Difficult though it may be to believe, there is chaos at the top of the German government over its mishandling of the war in Ukraine. Germany’s defence minister, Christine Lambrecht of the Social Democratic party, has quit her post after the most extraordinary series of unforced errors.
The war has brought all of this to a head. It has exposed Europe’s lax security and complacency. But German defence has been in a league of its own for many years. Over the course of the war, there has been no end to the amount of troubling information that has emerged.
German authorities so underrated the chance of war, the country’s intelligence chief was trapped in Ukraine when the war started and had to be evacuated by special forces, while the head of Germany’s cybersecurity had such close ties to Russia that he had to be fired. At least one Russian spy was well-placed in the German defence establishment (a spy whom German authorities did not find – and had to be told about by an ally).
The entire governing class from the Angela Merkel era remains absolutely unrepentant about their decades-long appeasement of Vladimir Putin’s Russia (including a revisionist reading of Neville Chamberlain from Merkel herself). And Germany’s defence industrial base has been found to be completely on the floor: it’s unprepared to defend the nation, let alone Europe.
Germany announced a 100 billion euro increase in defence spending at the beginning of last year. Yet increasingly, media analysts can’t seem to find this money in anything practical that has been done since then. The German armed forces remain bureaucratic, small and underequipped; procurement is still a nightmare.
And that’s just on the security side of things. The politics is even worse. German Chancellor Olaf Scholz has been pushed into every good decision he has (eventually) made.
First, he said, there were no tanks to give Ukraine. Not true. Then he cried that the major German arms manufacturers were unable to produce them (something Rheinmetall, the national armaments firm, emphatically denied).
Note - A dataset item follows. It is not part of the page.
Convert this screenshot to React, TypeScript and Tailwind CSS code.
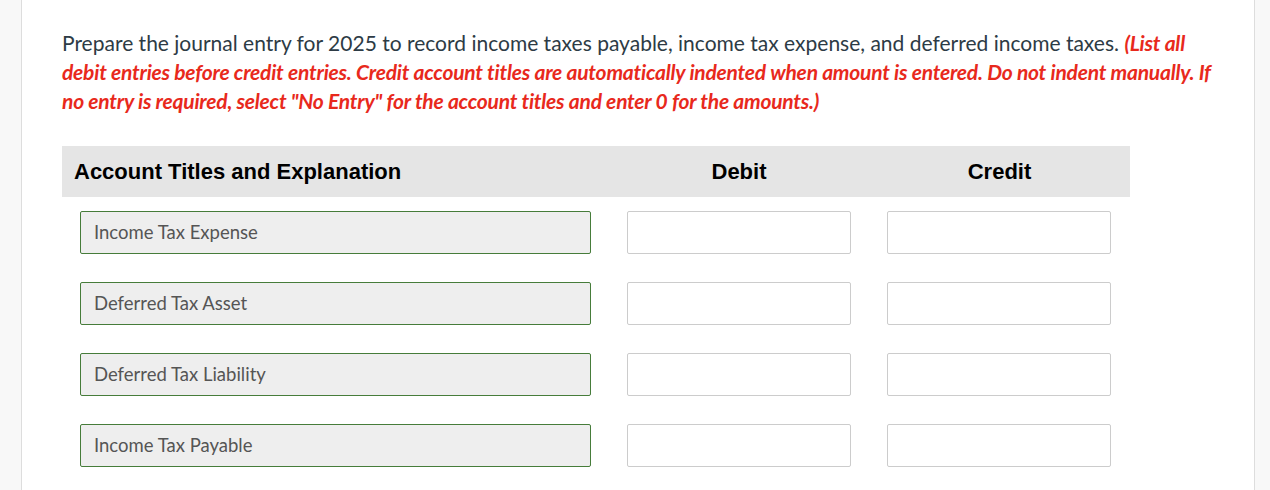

After this, Germany tried to sell its armoured vehicle stock to anyone but Ukraine, including Greece, with the vague sense that if Greece got up-to-date infantry fighting vehicles it could offload its Cold War-era junk on Ukraine.
Then Scholz and Lambrecht said it was for other countries which operated German equipment to donate tanks to Ukraine – only for at least half a dozen countries which operate German Leopards to say that it was a German veto that had been holding them back. Now, at long last, Germany appears to have conceded. It said it would send some armoured vehicles to Ukraine – although by no means soon.
And it has hinted, now Britain has pushed ahead and formally announced the provision of a squadron of Challenger 2 main battle tanks, that it might be wheedled, induced and bribed into doing the same thing. But only if everyone else jumps first. Even then, the German defence establishment said, what with training and crewing and the rest, it won’t be until Spring at the earliest that German tanks could arrive at the front. What a pity.
Even the French (whose President, Emmanuel Macron, aped Scholz earlier in the war by ringing up Vladimir Putin weekly like a lovesick teenager) have broken free of the former Franco-German axis of appeasement and are now champing at the bit and rolling their metaphorical eyes at German slowness and parsimony.
We are so used to hearing about the superiority of everything German: from finance to industrial design to politics. Yet when it comes to serious things, like the future of a free Europe, it seems Germany has produced two successive chancellors who care little about anything beyond the end of their nose – while being prepared to lecture others with an infuriating piety at the same time. Many Germans with knowledge of their pitiful national defence – or with some political awareness of the constant backpaddling and double-dealing of the Chancellor – wish it were otherwise.
Quite charmingly, the German Green party is the most hard-headed and decisive of them all. Most of the chancelleries of Europe would rather the Green leader and foreign minister, Annalena Baerbock, were chancellor. So would the Ukrainians.
Germany is a rich nation. It could have powerful and large armed forces if it so chose. It has knowhow and immense industrial capacity, plus a generation or two of people who would be willing to fight for the defence of Europe.
Behind the Chancellor and his appeasing political party stand members of his own coalition who would be willing to do what is right. Let us hope they succeed in making it clear to Scholz that it is not just his legacy in danger if he doesn’t change course: it is his political life.